Chris Harman

 

Missing the point

(January 1995)


Reviews, Socialist Review, No. 182, January 1995, pp. 27–28.
Copyright © Socialist Review.
Copied with thanks from the Socialist Review Archive at http://www.lpi.org.uk.
Marked up by Einde O’Callaghan for the Marxists’ Internet Archive.


Brecht pointing out the real criminals

Brecht pointing out the real criminals

The Threepenny Opera
by Bertolt Brecht and Kurt Weill

I went to see this new staging of the most famous collaboration between the left-wing German playwright Bertolt Brecht and the composer Kurt Weill with high expectations. I came away very disappointed.

The translation of the song lyrics was the best I’ve come across, making political points that are usually lost in other renderings. The singing was often brilliant. The technical props were very cleverly designed. Yet the final product just did not cohere, with the action often dragging and failing utterly to measure up to the pungency of many of the songs.

The Threepenny Opera is a musical rather than a conventional opera. The story line centres upon various sections of the London criminal classes – Peachum, the respectable petty bourgeois who profits from exploiting beggars, MacHeath, the leader of a gang of thieves, the captain, the corrupt police chief.

The criminals mimic the behaviour of high bourgeois society, plot against each other and shop one another to the police. The point, for Brecht, was to show that there was not a difference in essence between the bourgeoisie and the cold blooded thief and murderer – except the bourgeoisie know how to avoid direct implication in their crimes. As the most famous Brecht-Weill song puts it, ‘The shark bites with his teeth/ scarlet billows start to spread/ fancy gloves, though, wears MacHeath/ and there’s not a trace of red’.

But there always seem to have been problems getting productions of The Threepenny Opera to put this point across clearly. Brecht worked on the play in the late 1920s shortly before he became a full blown Marxist and, setting it in Victorian London, did not use it to make direct contemporary political comment. This meant well-heeled theatre audiences could always see it just as a farce about gangsters. As one of Brecht’s biographers, Ronald Hayman, says, ‘The well dressed entrepreneurs in the stalls could feel comfortably superior to the robber gangs that aped the social pretensions of the nouveaux-riches.’

The very success of the work served further to emasculate its political points, as it became a modern classic which merited sumptuous productions designed to give value for money to those who could afford £30 a seat.

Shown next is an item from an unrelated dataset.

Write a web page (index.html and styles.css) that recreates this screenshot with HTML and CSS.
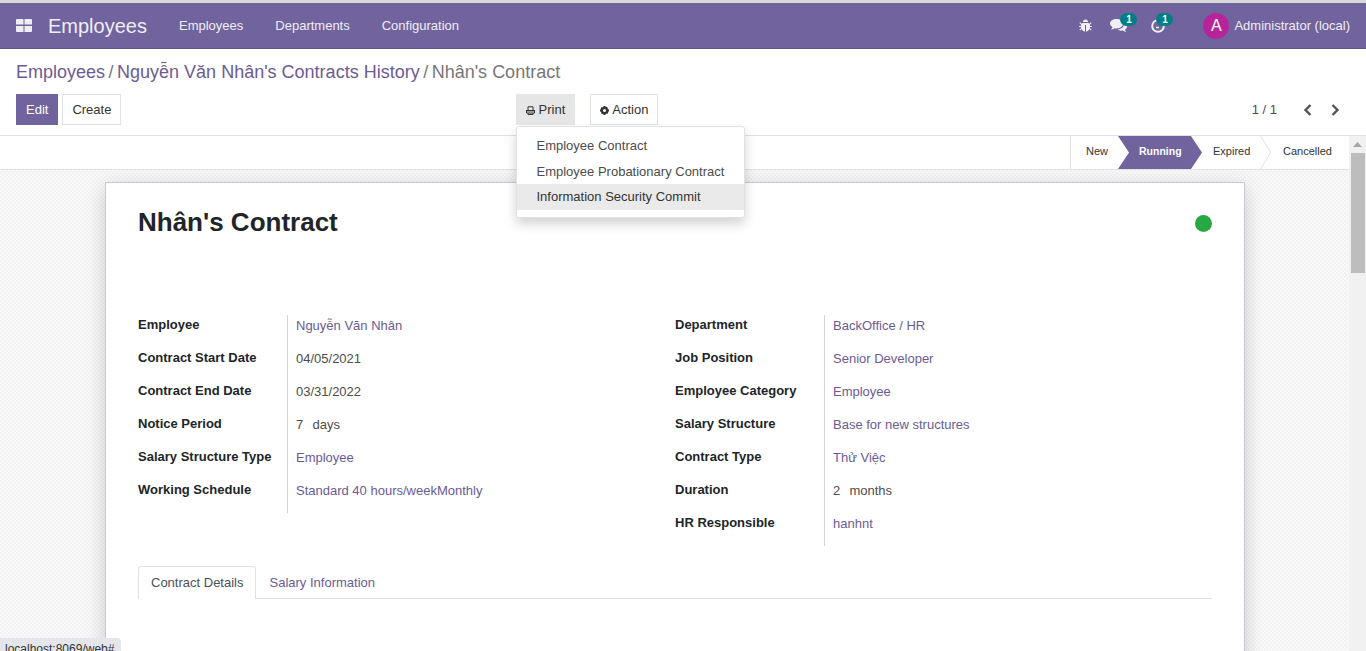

This new production seeks to overcome these problems by setting the action in Britain in the near future, with television screens broadcasting Crime Watch programmes and a special Evening Standard on MacHeath’s arrest. But the good intentions come to little as a result of poor acting and sloppy stage work. Peachum and his wife do not come across as respectable petty bourgeois. MacHeath and his gang are not convincing caricatures of 1930s villains, let alone of 1990s villains who ape the rich. The performances of the captain and his police falter. The end result is a spectacle without political content, a series of extremely good songs interspersed with not particularly funny farce.

It is a shame, because Britain today is remarkably like the world caricatured by Brecht 65 years ago. There are thousands of beggars. There are hordes of corrupt police chiefs. There are crooked politicians. There are supercriminals of the Maxwell variety that go unpunished. And there are big businessmen who trade in wholesale murder. Never have much of the respectable bourgeoisie and the nastier section of the criminal classes been so alike. And never would a successful musical that made these points be more relevant.

As it is, it is worth going to the Donmar to hear the songs. But if you want to get the point of the whole operation, you will need to read the excellent Threepenny Novel (Penguin, £6.99) written by the Marxist Brecht four years after the first stage performance.

The Threepenny Opera plays at the Donmar Theatre, London, until March.